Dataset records
..........

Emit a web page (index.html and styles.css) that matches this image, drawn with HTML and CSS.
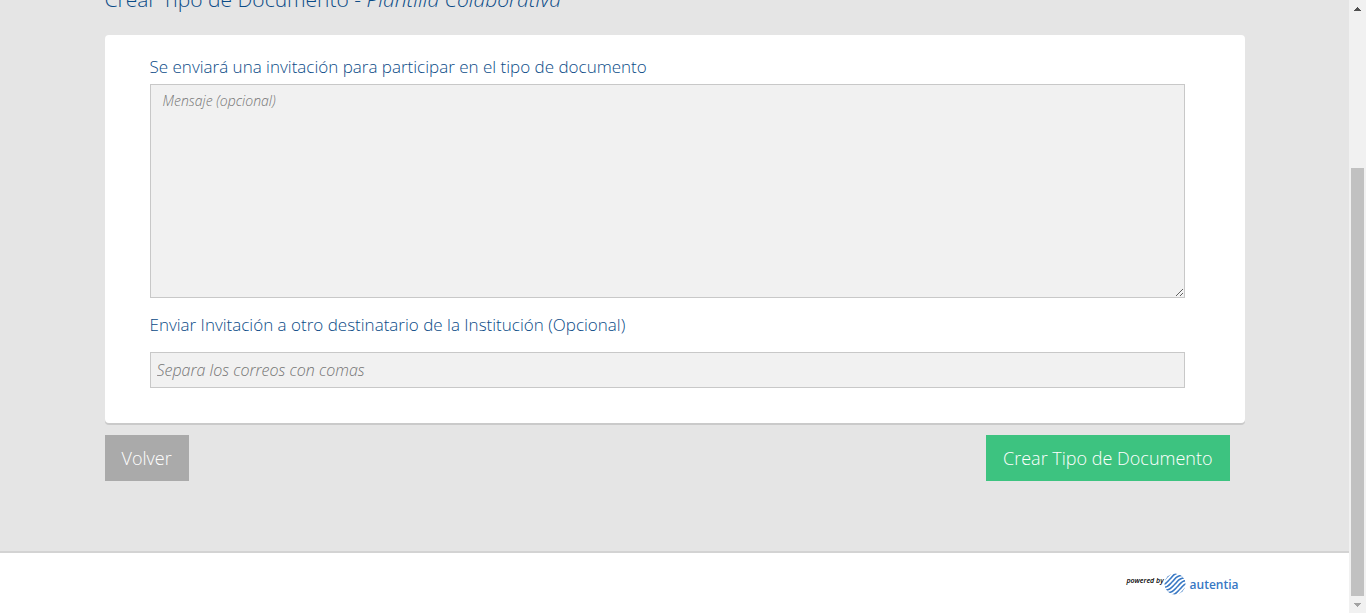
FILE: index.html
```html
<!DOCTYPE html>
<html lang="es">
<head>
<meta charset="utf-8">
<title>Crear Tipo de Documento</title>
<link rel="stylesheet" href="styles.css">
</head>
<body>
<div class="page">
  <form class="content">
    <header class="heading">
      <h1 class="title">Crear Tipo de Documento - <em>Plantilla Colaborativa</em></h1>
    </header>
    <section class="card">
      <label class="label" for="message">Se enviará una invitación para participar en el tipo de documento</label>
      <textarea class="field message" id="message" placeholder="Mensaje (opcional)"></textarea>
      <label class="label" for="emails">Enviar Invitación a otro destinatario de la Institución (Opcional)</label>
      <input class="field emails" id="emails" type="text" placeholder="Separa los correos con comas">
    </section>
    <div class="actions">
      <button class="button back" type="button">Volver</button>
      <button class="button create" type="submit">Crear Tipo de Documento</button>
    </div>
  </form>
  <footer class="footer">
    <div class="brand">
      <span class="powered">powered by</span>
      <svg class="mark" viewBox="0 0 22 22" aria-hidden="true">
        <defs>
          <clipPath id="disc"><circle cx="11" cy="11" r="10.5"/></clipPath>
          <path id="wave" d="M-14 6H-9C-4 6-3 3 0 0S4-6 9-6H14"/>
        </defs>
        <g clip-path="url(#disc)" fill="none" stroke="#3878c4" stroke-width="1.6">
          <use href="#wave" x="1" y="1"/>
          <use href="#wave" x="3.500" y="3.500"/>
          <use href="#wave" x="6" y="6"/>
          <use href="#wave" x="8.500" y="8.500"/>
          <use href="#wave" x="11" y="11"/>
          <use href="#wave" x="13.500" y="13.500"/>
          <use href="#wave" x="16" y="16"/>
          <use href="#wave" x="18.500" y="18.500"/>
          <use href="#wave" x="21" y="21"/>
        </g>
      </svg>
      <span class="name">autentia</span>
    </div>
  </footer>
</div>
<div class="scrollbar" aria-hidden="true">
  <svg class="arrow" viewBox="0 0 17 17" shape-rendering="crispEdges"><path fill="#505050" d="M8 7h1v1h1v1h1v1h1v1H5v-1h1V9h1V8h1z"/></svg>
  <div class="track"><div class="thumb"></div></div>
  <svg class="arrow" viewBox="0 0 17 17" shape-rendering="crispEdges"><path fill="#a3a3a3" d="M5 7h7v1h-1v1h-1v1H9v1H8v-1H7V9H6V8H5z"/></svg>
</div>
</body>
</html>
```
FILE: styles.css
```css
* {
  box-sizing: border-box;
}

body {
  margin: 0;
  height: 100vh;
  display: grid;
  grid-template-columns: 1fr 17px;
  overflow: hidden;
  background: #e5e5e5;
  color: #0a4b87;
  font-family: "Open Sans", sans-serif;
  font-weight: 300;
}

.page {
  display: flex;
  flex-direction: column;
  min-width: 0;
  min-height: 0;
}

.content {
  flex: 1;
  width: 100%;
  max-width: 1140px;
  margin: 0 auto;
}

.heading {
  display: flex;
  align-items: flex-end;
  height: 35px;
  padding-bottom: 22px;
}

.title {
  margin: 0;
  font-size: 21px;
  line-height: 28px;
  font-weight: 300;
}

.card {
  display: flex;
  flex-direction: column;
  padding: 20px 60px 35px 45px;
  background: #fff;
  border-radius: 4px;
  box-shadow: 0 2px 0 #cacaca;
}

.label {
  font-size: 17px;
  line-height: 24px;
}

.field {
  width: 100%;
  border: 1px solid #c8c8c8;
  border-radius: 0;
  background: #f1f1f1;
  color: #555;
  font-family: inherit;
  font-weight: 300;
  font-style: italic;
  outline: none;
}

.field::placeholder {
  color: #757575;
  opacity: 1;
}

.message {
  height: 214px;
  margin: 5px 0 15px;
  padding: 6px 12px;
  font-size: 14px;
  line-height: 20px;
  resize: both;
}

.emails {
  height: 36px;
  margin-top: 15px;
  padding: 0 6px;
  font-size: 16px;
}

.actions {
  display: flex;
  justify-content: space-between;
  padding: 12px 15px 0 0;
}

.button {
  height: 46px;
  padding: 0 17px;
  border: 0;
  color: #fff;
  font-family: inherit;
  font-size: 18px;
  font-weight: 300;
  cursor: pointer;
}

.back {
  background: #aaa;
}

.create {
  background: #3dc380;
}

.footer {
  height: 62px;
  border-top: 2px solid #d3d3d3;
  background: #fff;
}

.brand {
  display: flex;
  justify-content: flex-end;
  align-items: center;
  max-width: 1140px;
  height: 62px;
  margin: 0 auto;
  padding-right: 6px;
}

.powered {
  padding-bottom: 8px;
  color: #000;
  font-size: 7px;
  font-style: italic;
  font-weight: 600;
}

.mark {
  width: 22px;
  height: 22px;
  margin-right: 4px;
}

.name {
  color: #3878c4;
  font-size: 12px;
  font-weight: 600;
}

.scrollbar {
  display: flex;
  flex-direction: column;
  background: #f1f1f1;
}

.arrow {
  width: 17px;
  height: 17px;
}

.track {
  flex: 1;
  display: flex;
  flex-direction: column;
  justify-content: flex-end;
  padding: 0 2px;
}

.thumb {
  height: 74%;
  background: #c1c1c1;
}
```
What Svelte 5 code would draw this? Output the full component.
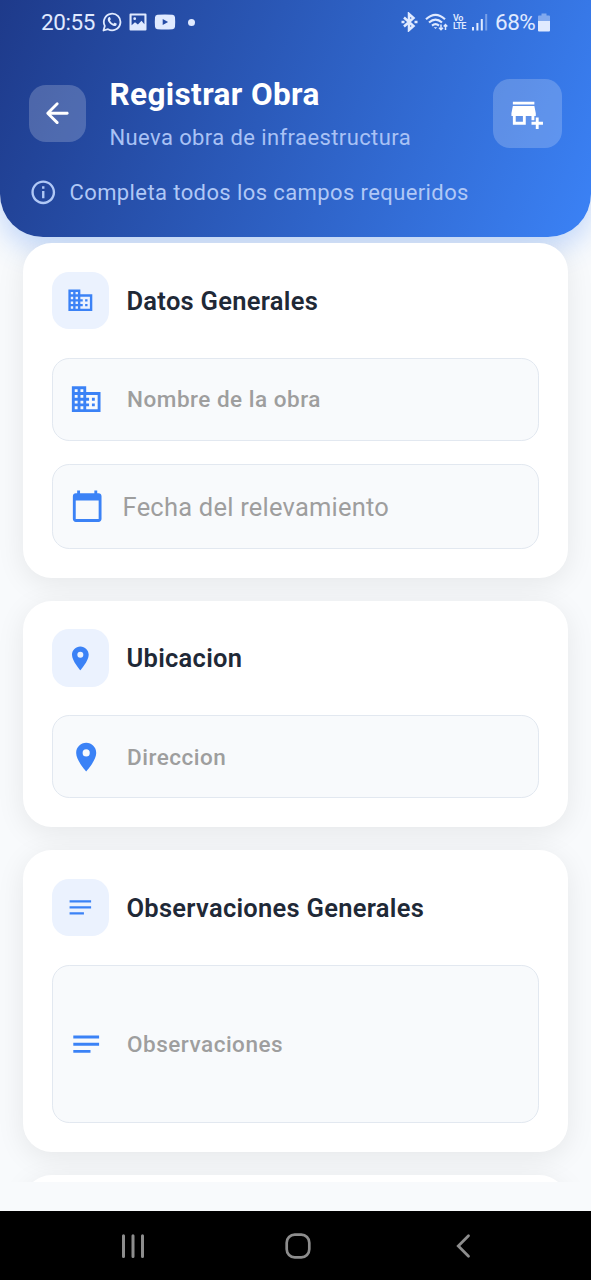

..........

Transcribe the records above exactly as they appear, leaving out any pictures.

Emit a web page (index.html and styles.css) that matches this image, drawn with HTML and CSS.
FILE: index.html
```html
<!DOCTYPE html>
<html lang="es">
<head>
<meta charset="utf-8">
<title>Crear Tipo de Documento</title>
<link rel="stylesheet" href="styles.css">
</head>
<body>
<div class="page">
  <form class="content">
    <header class="heading">
      <h1 class="title">Crear Tipo de Documento - <em>Plantilla Colaborativa</em></h1>
    </header>
    <section class="card">
      <label class="label" for="message">Se enviará una invitación para participar en el tipo de documento</label>
      <textarea class="field message" id="message" placeholder="Mensaje (opcional)"></textarea>
      <label class="label" for="emails">Enviar Invitación a otro destinatario de la Institución (Opcional)</label>
      <input class="field emails" id="emails" type="text" placeholder="Separa los correos con comas">
    </section>
    <div class="actions">
      <button class="button back" type="button">Volver</button>
      <button class="button create" type="submit">Crear Tipo de Documento</button>
    </div>
  </form>
  <footer class="footer">
    <div class="brand">
      <span class="powered">powered by</span>
      <svg class="mark" viewBox="0 0 22 22" aria-hidden="true">
        <defs>
          <clipPath id="disc"><circle cx="11" cy="11" r="10.5"/></clipPath>
          <path id="wave" d="M-14 6H-9C-4 6-3 3 0 0S4-6 9-6H14"/>
        </defs>
        <g clip-path="url(#disc)" fill="none" stroke="#3878c4" stroke-width="1.6">
          <use href="#wave" x="1" y="1"/>
          <use href="#wave" x="3.500" y="3.500"/>
          <use href="#wave" x="6" y="6"/>
          <use href="#wave" x="8.500" y="8.500"/>
          <use href="#wave" x="11" y="11"/>
          <use href="#wave" x="13.500" y="13.500"/>
          <use href="#wave" x="16" y="16"/>
          <use href="#wave" x="18.500" y="18.500"/>
          <use href="#wave" x="21" y="21"/>
        </g>
      </svg>
      <span class="name">autentia</span>
    </div>
  </footer>
</div>
<div class="scrollbar" aria-hidden="true">
  <svg class="arrow" viewBox="0 0 17 17" shape-rendering="crispEdges"><path fill="#505050" d="M8 7h1v1h1v1h1v1h1v1H5v-1h1V9h1V8h1z"/></svg>
  <div class="track"><div class="thumb"></div></div>
  <svg class="arrow" viewBox="0 0 17 17" shape-rendering="crispEdges"><path fill="#a3a3a3" d="M5 7h7v1h-1v1h-1v1H9v1H8v-1H7V9H6V8H5z"/></svg>
</div>
</body>
</html>
```
FILE: styles.css
```css
* {
  box-sizing: border-box;
}

body {
  margin: 0;
  height: 100vh;
  display: grid;
  grid-template-columns: 1fr 17px;
  overflow: hidden;
  background: #e5e5e5;
  color: #0a4b87;
  font-family: "Open Sans", sans-serif;
  font-weight: 300;
}

.page {
  display: flex;
  flex-direction: column;
  min-width: 0;
  min-height: 0;
}

.content {
  flex: 1;
  width: 100%;
  max-width: 1140px;
  margin: 0 auto;
}

.heading {
  display: flex;
  align-items: flex-end;
  height: 35px;
  padding-bottom: 22px;
}

.title {
  margin: 0;
  font-size: 21px;
  line-height: 28px;
  font-weight: 300;
}

.card {
  display: flex;
  flex-direction: column;
  padding: 20px 60px 35px 45px;
  background: #fff;
  border-radius: 4px;
  box-shadow: 0 2px 0 #cacaca;
}

.label {
  font-size: 17px;
  line-height: 24px;
}

.field {
  width: 100%;
  border: 1px solid #c8c8c8;
  border-radius: 0;
  background: #f1f1f1;
  color: #555;
  font-family: inherit;
  font-weight: 300;
  font-style: italic;
  outline: none;
}

.field::placeholder {
  color: #757575;
  opacity: 1;
}

.message {
  height: 214px;
  margin: 5px 0 15px;
  padding: 6px 12px;
  font-size: 14px;
  line-height: 20px;
  resize: both;
}

.emails {
  height: 36px;
  margin-top: 15px;
  padding: 0 6px;
  font-size: 16px;
}

.actions {
  display: flex;
  justify-content: space-between;
  padding: 12px 15px 0 0;
}

.button {
  height: 46px;
  padding: 0 17px;
  border: 0;
  color: #fff;
  font-family: inherit;
  font-size: 18px;
  font-weight: 300;
  cursor: pointer;
}

.back {
  background: #aaa;
}

.create {
  background: #3dc380;
}

.footer {
  height: 62px;
  border-top: 2px solid #d3d3d3;
  background: #fff;
}

.brand {
  display: flex;
  justify-content: flex-end;
  align-items: center;
  max-width: 1140px;
  height: 62px;
  margin: 0 auto;
  padding-right: 6px;
}

.powered {
  padding-bottom: 8px;
  color: #000;
  font-size: 7px;
  font-style: italic;
  font-weight: 600;
}

.mark {
  width: 22px;
  height: 22px;
  margin-right: 4px;
}

.name {
  color: #3878c4;
  font-size: 12px;
  font-weight: 600;
}

.scrollbar {
  display: flex;
  flex-direction: column;
  background: #f1f1f1;
}

.arrow {
  width: 17px;
  height: 17px;
}

.track {
  flex: 1;
  display: flex;
  flex-direction: column;
  justify-content: flex-end;
  padding: 0 2px;
}

.thumb {
  height: 74%;
  background: #c1c1c1;
}
```
What Svelte 5 code would draw this? Output the full component.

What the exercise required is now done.